Calculate the Celsius temperature for 70°F

Using the function \(C = \frac{5}{9}(F - 32)\), substitute \(F = 70\) degrees:\(C = \frac{5}{9}(70 - 32) = \frac{5}{9} \times 38 = 21.11 \text{ degrees Celsius}\).

Key concepts

Inverse Functions

Understanding inverse functions is crucial especially in applications such as temperature conversion. An inverse function essentially reverses the operation of the original function. For example, if you have a function that converts Celsius to Fahrenheit, the inverse function would convert Fahrenheit back to Celsius.

To find an inverse function, you solve the original function equation for the independent variable. For instance, given the function that converts Celsius to Fahrenheit: \( F(C) = \frac{9}{5}C + 32 \) We solve for \(C\) to get:

1. Start with the equation: \( F = \frac{9}{5}C + 32 \).2. Isolate \(C\) by first subtracting 32 from both sides: \( F - 32 = \frac{9}{5}C \).3. Multiply both sides by \( \frac{5}{9} \) to solve for \(C\): \( C = \frac{5}{9}(F - 32) \).

This results in the inverse function, \( C = \frac{5}{9}(F - 32) \), which can be used to convert back from Fahrenheit to Celsius.

Function Notation

Function notation is a way to name functions for easy reference, using symbols like \(f(x)\), where \(f\) is the function and \(x\) is the input or independent variable. For example, the temperature conversion from Celsius to Fahrenheit can be written as \( F(C) = \frac{9}{5} C + 32 \). In applied problems, we might see different notations based on context.

For instance, in economics, you might see cost as a function of the number of units produced, such as \(C = C(q)\). Here, \(C\) represents cost, and \(q\) represents quantity. When finding inverses in applied problems, the notation might change to something like \(q = q(C)\) instead of the typical mathematical inverse notation \(f^{-1}(x)\). The critical thing is to understand the relationship expressed by the function, regardless of the notation used.

Temperature Scales

Temperature scales are systems of measuring temperature. The two most commonly used scales are Celsius (°C) and Fahrenheit (°F). Selecting the correct scale and converting between them is vital in many fields, such as science, engineering, and daily life.

To convert from Celsius to Fahrenheit, we use the formula: \( F(C) = \frac{9}{5}C + 32 \).
To convert from Fahrenheit to Celsius, we use the inverse formula derived earlier: \(C = \frac{5}{9}(F - 32)\).

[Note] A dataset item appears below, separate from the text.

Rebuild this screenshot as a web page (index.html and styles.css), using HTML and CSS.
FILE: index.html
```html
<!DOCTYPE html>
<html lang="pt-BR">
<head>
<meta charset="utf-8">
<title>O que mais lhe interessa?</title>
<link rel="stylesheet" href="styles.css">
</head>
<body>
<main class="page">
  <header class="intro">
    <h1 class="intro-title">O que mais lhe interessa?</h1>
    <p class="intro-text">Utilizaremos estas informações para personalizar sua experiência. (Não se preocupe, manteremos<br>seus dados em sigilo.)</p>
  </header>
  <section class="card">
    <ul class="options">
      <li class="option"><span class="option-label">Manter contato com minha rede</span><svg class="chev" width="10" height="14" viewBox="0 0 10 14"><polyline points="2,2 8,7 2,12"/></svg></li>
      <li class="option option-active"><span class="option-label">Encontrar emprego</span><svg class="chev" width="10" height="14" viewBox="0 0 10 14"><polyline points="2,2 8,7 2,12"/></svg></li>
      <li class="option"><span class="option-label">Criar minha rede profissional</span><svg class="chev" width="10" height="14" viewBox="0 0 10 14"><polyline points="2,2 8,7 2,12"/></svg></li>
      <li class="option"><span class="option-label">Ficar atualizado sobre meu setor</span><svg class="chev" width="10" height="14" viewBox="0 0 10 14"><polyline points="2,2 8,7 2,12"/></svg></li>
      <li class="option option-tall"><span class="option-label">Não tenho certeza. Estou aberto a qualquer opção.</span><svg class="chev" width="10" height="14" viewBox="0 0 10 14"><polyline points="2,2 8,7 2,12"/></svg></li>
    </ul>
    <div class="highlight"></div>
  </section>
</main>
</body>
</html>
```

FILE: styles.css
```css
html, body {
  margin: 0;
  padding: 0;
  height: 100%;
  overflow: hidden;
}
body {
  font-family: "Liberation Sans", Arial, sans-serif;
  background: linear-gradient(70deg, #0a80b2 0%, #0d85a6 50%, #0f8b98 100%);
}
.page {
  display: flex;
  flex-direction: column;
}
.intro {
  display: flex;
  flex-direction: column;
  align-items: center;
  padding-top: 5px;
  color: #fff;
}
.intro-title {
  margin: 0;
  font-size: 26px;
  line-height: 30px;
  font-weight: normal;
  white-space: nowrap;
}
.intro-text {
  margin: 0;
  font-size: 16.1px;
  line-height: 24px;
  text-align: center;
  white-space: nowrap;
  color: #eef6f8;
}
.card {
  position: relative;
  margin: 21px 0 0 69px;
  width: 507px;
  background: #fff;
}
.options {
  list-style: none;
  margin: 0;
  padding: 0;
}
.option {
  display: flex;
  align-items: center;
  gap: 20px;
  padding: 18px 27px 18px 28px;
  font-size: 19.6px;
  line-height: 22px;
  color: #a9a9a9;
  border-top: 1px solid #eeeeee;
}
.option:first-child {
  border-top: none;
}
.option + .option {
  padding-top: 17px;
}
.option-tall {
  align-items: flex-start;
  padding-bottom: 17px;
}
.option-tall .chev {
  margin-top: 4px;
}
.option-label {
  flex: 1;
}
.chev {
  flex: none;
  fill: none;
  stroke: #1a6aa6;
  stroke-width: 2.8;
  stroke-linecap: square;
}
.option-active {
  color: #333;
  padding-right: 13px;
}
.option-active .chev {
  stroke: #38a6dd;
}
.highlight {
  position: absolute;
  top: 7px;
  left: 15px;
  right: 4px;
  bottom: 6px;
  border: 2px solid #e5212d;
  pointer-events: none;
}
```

For example, if you have a temperature of 70°F and need to convert it to Celsius:

1. Substitute 70 into the Fahrenheit to Celsius function: \( C = \frac{5}{9}(70 - 32) \).2. Perform the subtraction: \( 70 - 32 = 38 \).3. Multiply by \( \frac{5}{9} \): \( C = \frac{5}{9} \times 38 = 21.11 \text{°C} \).

This calculation shows that 70°F is equivalent to approximately 21.11°C. Understanding how to navigate these conversions helps in various practical and academic applications.